(Record extracts):
####################
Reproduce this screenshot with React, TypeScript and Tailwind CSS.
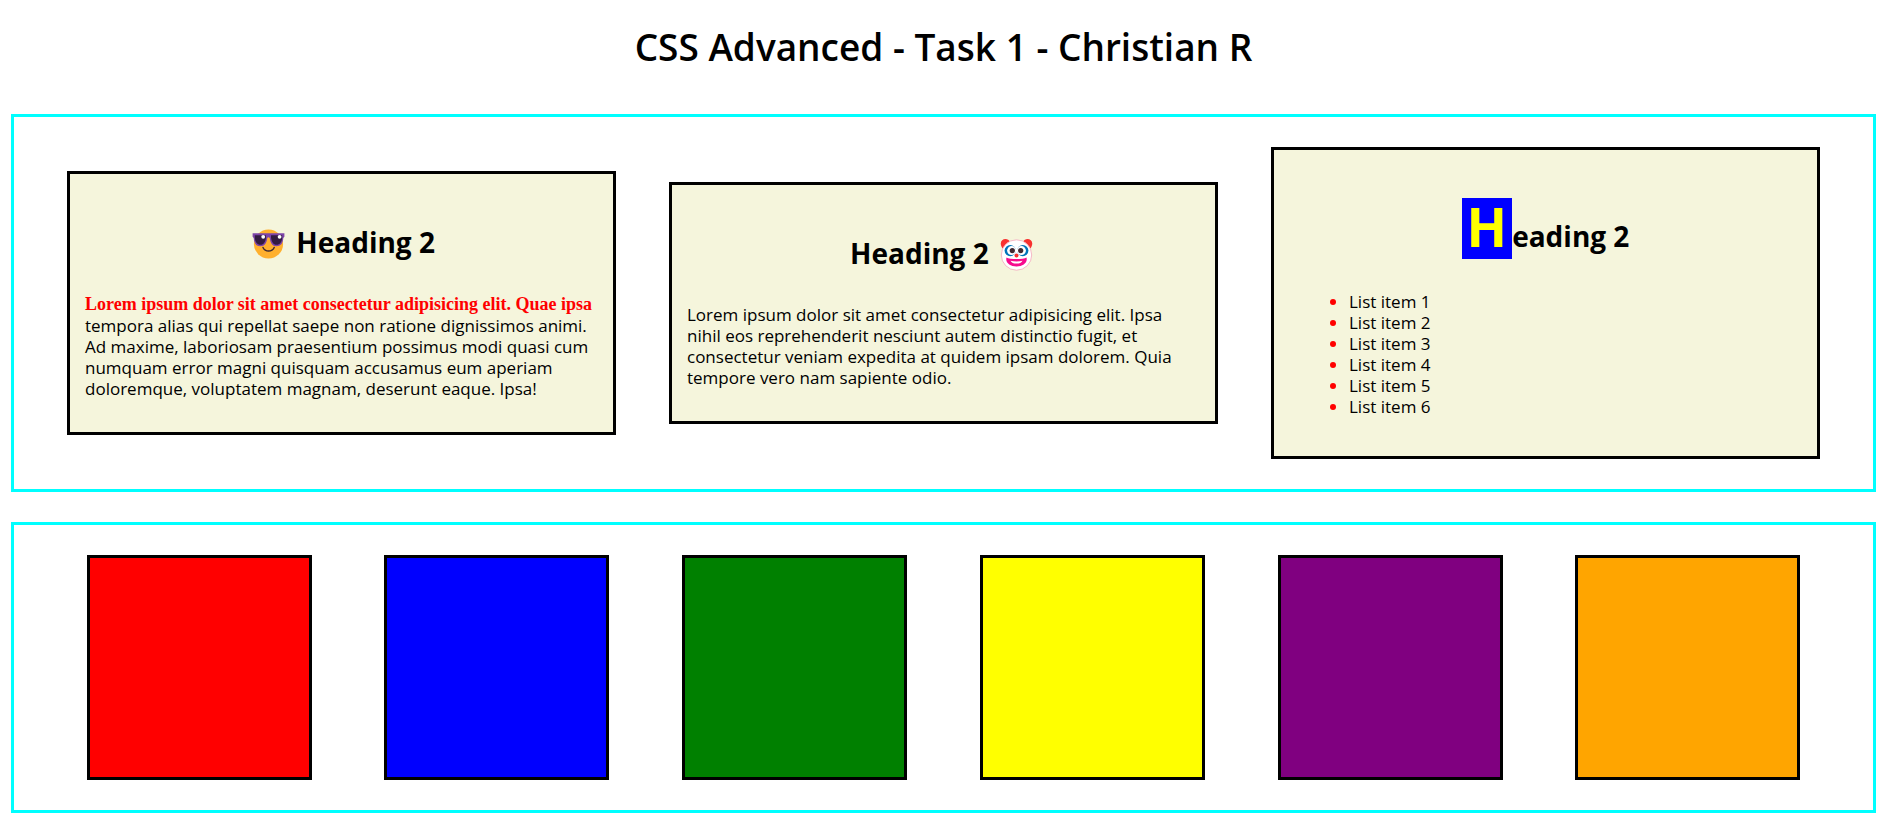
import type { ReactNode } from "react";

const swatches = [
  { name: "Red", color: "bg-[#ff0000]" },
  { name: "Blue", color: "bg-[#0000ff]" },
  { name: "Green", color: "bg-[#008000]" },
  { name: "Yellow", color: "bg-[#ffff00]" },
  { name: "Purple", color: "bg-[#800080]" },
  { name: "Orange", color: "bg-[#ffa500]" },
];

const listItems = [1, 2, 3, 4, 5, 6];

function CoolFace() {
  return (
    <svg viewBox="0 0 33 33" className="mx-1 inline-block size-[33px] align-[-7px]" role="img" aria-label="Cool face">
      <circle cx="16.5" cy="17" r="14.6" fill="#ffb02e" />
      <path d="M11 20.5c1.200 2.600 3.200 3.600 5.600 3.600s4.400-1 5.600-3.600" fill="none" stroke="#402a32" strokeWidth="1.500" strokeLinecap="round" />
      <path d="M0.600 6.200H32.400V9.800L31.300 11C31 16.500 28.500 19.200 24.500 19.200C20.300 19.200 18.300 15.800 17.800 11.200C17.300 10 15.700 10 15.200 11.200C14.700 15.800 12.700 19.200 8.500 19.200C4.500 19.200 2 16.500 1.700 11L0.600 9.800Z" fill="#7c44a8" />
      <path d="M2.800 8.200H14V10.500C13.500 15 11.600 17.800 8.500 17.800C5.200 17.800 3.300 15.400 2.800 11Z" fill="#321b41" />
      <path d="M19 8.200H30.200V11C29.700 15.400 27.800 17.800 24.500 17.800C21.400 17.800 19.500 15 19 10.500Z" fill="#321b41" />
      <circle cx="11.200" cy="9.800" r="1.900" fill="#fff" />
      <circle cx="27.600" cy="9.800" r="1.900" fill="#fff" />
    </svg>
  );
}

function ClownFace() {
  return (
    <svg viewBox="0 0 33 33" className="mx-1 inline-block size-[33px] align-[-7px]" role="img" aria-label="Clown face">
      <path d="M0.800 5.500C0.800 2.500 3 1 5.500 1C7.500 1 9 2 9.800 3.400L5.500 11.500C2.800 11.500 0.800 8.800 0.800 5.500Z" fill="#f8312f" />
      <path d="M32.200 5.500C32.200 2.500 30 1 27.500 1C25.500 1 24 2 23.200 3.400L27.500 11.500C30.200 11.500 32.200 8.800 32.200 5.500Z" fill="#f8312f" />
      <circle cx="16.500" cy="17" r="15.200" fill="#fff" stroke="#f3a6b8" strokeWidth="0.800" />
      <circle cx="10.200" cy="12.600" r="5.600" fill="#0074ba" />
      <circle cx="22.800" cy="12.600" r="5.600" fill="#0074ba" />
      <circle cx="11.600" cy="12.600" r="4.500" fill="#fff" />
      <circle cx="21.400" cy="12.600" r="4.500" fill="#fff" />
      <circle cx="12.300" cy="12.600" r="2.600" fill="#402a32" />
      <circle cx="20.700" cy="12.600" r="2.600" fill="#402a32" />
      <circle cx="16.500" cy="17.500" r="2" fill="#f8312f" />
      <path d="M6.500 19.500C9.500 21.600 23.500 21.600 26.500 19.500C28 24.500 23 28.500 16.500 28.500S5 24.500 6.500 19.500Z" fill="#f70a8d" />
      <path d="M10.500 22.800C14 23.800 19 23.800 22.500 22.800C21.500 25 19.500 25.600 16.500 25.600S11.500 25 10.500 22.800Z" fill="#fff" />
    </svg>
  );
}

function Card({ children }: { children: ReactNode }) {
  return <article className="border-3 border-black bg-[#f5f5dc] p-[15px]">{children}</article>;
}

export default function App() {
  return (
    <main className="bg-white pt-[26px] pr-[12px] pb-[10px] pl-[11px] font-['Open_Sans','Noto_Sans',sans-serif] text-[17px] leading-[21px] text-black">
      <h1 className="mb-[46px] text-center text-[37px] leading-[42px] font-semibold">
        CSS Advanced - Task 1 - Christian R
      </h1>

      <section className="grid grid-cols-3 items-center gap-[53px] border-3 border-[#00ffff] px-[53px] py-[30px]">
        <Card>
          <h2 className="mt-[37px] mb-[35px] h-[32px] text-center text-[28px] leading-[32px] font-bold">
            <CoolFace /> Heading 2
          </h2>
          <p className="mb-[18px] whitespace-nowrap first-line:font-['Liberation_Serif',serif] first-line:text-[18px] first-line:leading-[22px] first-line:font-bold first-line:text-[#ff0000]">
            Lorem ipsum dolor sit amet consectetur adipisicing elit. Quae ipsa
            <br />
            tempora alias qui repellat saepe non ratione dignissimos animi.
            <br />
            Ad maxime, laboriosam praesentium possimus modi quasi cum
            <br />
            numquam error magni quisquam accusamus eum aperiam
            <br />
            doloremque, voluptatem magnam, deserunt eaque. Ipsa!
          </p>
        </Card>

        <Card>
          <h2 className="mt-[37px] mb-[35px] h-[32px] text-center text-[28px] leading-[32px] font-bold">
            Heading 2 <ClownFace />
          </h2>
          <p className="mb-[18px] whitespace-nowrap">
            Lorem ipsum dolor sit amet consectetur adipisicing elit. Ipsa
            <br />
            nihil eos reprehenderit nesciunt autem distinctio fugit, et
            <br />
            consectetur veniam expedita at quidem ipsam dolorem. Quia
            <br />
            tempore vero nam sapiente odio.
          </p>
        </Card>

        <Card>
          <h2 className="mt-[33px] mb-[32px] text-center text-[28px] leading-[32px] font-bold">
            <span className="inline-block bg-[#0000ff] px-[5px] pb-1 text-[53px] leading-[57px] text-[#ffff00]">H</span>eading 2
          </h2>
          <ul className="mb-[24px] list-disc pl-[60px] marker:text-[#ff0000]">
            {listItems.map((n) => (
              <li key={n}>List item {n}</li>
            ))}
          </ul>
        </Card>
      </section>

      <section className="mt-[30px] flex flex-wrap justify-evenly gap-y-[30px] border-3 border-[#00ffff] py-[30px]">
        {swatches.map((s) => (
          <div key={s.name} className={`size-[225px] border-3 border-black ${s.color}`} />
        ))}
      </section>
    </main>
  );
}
####################
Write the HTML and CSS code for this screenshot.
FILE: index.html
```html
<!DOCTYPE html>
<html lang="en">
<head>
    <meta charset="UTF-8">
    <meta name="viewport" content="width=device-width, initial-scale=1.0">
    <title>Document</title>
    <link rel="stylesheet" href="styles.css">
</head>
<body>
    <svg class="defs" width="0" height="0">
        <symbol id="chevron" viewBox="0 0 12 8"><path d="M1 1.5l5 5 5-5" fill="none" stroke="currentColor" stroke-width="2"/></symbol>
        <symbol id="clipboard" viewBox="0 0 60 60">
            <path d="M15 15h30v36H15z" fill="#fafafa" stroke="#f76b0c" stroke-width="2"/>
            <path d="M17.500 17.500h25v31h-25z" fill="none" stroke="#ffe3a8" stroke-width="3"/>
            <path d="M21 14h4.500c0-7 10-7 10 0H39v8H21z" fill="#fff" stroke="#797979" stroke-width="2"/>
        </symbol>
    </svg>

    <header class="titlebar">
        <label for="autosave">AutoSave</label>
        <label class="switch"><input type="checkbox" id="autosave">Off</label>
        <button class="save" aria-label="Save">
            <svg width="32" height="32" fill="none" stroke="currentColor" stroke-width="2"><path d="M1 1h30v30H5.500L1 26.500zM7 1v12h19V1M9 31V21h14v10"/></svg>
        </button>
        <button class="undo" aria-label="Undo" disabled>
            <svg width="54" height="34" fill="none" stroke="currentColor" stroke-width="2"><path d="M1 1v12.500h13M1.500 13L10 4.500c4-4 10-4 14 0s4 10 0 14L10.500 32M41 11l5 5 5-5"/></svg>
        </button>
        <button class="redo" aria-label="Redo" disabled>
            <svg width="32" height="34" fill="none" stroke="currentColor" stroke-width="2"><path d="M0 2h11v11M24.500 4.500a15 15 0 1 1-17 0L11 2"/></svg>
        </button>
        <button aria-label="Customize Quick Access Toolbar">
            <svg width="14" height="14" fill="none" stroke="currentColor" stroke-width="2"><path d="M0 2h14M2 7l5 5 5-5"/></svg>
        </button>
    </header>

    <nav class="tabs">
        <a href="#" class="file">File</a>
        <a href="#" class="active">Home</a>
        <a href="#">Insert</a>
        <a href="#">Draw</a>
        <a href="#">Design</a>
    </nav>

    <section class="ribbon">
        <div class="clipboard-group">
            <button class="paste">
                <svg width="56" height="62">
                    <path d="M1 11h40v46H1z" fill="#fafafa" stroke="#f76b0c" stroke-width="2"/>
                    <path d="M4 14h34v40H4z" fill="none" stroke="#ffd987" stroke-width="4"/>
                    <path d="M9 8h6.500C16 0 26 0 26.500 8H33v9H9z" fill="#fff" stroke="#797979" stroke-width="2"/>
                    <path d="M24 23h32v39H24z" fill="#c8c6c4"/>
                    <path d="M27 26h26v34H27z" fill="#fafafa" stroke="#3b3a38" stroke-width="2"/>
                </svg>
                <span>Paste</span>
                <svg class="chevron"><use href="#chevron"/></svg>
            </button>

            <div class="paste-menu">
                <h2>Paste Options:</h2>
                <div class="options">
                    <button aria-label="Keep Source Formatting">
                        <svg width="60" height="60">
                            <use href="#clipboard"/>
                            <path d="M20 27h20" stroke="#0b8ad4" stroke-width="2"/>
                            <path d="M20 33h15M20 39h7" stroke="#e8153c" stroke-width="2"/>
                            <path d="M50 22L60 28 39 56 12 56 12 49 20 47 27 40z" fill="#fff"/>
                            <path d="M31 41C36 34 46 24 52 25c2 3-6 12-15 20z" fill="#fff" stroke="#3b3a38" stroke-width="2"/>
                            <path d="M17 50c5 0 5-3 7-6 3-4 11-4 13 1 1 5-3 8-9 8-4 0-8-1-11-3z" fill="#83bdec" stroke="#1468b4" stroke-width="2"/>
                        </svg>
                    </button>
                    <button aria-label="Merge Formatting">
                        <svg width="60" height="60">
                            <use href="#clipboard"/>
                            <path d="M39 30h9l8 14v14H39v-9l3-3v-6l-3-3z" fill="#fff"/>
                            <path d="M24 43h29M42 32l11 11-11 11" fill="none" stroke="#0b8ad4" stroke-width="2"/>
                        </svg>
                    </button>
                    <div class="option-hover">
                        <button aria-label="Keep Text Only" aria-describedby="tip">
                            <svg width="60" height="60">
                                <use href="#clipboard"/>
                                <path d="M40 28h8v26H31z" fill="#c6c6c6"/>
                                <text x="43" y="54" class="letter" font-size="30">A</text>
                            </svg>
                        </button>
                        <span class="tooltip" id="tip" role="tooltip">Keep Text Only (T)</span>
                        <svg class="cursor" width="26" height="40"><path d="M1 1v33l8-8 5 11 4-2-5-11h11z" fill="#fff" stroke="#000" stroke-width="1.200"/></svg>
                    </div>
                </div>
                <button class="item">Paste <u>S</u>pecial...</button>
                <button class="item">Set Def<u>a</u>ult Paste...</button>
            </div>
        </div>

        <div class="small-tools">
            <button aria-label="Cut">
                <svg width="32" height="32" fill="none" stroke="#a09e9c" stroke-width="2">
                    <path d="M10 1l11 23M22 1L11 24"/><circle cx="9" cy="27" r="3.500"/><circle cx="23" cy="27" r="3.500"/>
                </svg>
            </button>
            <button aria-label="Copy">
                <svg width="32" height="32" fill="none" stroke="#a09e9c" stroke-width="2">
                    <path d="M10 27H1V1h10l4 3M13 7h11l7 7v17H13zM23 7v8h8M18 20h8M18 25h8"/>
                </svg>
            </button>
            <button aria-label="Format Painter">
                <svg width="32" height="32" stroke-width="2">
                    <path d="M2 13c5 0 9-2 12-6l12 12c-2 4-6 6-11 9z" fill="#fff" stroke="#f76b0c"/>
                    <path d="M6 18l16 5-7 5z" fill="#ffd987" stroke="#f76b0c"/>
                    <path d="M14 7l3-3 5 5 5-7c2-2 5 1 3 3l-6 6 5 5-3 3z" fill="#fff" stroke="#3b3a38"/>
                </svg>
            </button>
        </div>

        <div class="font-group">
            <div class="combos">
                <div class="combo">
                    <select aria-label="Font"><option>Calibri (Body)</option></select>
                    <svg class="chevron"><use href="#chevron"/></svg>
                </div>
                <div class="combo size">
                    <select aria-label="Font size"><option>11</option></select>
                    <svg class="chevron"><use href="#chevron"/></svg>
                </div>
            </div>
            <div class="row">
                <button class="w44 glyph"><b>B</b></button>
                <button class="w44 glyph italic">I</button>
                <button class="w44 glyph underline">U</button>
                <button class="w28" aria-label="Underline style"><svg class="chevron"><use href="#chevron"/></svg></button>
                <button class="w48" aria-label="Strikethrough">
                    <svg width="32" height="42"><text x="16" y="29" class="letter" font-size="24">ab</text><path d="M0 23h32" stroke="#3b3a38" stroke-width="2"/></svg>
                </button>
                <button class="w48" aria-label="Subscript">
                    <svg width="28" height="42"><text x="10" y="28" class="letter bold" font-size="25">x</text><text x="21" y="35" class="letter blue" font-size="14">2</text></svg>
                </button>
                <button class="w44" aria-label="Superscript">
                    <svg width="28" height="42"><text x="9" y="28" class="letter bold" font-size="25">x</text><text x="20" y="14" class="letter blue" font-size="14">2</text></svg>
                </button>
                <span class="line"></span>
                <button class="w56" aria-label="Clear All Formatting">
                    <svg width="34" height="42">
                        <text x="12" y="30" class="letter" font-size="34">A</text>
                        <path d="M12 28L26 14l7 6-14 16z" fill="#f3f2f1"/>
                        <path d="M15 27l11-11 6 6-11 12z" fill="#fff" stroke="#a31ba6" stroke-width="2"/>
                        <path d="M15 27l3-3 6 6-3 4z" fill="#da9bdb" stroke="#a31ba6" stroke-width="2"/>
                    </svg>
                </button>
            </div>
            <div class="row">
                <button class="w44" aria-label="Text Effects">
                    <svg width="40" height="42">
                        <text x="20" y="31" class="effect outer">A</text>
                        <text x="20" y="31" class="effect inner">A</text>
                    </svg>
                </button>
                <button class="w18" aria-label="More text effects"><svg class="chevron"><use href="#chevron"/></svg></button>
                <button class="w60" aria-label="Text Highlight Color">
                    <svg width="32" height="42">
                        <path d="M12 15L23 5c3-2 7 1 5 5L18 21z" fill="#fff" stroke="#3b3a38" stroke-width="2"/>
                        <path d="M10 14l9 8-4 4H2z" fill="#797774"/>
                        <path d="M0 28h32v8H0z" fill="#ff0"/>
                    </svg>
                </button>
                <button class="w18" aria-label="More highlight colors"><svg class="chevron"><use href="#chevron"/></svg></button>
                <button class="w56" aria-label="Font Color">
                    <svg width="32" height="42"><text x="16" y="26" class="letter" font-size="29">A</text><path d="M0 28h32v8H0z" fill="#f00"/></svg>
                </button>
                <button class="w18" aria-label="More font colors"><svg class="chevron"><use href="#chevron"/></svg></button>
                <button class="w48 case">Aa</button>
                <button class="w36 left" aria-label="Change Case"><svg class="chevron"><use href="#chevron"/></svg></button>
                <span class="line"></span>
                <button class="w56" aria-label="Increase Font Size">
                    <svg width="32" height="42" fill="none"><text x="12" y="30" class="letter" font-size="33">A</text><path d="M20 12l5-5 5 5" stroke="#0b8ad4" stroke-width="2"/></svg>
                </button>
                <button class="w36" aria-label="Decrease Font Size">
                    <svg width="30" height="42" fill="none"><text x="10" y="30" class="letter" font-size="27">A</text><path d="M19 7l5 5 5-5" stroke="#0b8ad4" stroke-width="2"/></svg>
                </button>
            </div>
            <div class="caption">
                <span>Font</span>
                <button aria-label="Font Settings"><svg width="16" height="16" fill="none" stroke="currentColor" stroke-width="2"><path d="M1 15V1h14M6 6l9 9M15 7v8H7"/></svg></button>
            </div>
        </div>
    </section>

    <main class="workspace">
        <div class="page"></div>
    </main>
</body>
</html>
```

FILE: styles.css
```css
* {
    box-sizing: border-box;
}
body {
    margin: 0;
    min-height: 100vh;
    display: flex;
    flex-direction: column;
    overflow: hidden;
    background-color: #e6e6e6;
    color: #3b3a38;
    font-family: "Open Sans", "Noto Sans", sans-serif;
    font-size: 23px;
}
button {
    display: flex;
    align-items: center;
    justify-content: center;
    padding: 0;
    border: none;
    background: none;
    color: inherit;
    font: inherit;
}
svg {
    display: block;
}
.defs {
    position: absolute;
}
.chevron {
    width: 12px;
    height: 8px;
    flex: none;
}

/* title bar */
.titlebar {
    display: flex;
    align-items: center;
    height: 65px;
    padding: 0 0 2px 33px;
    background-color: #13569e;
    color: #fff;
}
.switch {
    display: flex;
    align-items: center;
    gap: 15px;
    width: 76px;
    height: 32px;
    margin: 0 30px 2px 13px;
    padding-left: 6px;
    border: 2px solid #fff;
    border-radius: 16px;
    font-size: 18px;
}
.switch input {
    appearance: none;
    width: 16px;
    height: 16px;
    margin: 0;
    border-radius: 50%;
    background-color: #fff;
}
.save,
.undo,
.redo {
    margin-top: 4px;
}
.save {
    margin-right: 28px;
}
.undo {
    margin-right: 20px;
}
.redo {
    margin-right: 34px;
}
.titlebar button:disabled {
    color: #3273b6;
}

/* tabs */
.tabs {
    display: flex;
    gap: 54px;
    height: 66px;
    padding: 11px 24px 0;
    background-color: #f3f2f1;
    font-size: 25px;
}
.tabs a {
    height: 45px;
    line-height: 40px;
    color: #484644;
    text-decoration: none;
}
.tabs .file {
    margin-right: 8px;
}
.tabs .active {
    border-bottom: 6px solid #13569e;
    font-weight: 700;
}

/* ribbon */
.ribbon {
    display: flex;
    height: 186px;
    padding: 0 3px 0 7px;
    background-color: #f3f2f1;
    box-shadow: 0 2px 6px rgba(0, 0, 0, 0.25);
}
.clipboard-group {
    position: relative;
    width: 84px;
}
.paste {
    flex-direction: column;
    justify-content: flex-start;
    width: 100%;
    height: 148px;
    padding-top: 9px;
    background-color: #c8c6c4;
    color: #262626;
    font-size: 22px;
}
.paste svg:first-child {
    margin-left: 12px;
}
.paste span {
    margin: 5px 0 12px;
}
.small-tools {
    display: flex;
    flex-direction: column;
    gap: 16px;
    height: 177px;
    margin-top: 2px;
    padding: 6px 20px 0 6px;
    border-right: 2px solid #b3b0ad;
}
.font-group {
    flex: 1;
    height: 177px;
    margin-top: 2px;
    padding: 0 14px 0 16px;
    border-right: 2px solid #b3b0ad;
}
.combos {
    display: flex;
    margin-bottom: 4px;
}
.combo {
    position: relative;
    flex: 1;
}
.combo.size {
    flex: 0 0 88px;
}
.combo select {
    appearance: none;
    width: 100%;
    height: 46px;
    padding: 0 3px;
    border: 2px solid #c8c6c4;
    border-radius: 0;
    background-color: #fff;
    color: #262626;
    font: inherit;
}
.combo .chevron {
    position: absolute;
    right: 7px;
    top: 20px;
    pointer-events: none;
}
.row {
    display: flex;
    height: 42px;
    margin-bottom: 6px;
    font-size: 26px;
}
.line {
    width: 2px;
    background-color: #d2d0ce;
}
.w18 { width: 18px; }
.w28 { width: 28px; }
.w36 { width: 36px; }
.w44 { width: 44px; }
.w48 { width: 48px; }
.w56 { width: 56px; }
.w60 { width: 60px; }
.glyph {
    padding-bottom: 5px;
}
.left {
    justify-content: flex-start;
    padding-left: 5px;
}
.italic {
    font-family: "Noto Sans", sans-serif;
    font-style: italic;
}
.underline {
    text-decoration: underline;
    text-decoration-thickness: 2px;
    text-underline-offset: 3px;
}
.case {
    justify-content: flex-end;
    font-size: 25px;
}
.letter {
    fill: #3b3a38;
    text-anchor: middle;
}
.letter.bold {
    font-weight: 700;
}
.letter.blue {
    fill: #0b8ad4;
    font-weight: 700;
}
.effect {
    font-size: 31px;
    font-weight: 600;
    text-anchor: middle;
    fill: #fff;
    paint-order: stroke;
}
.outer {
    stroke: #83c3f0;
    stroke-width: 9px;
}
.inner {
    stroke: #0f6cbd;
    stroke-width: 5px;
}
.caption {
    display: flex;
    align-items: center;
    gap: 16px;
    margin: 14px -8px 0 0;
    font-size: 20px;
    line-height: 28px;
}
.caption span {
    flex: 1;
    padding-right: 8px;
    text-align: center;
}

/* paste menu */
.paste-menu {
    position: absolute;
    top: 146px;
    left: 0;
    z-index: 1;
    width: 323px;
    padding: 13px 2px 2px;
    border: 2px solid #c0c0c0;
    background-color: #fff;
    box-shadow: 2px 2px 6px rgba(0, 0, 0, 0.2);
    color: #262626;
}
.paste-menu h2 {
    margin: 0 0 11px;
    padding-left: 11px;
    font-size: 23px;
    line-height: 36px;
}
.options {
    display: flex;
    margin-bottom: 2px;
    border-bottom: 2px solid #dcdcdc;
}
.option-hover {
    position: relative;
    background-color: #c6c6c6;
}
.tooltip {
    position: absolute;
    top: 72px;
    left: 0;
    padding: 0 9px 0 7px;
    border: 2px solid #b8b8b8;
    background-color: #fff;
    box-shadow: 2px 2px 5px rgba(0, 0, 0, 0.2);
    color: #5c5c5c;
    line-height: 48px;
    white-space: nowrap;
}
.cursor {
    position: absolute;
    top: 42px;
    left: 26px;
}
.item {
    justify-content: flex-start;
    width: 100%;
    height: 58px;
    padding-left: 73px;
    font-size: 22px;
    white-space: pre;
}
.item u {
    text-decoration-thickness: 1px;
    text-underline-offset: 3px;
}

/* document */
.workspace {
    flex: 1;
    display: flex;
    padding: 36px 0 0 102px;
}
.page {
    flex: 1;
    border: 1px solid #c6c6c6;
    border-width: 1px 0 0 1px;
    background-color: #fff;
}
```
####################
From the records above, pull out each line that has "this".

Reproduce this screenshot with React, TypeScript and Tailwind CSS.
Write the HTML and CSS code for this screenshot.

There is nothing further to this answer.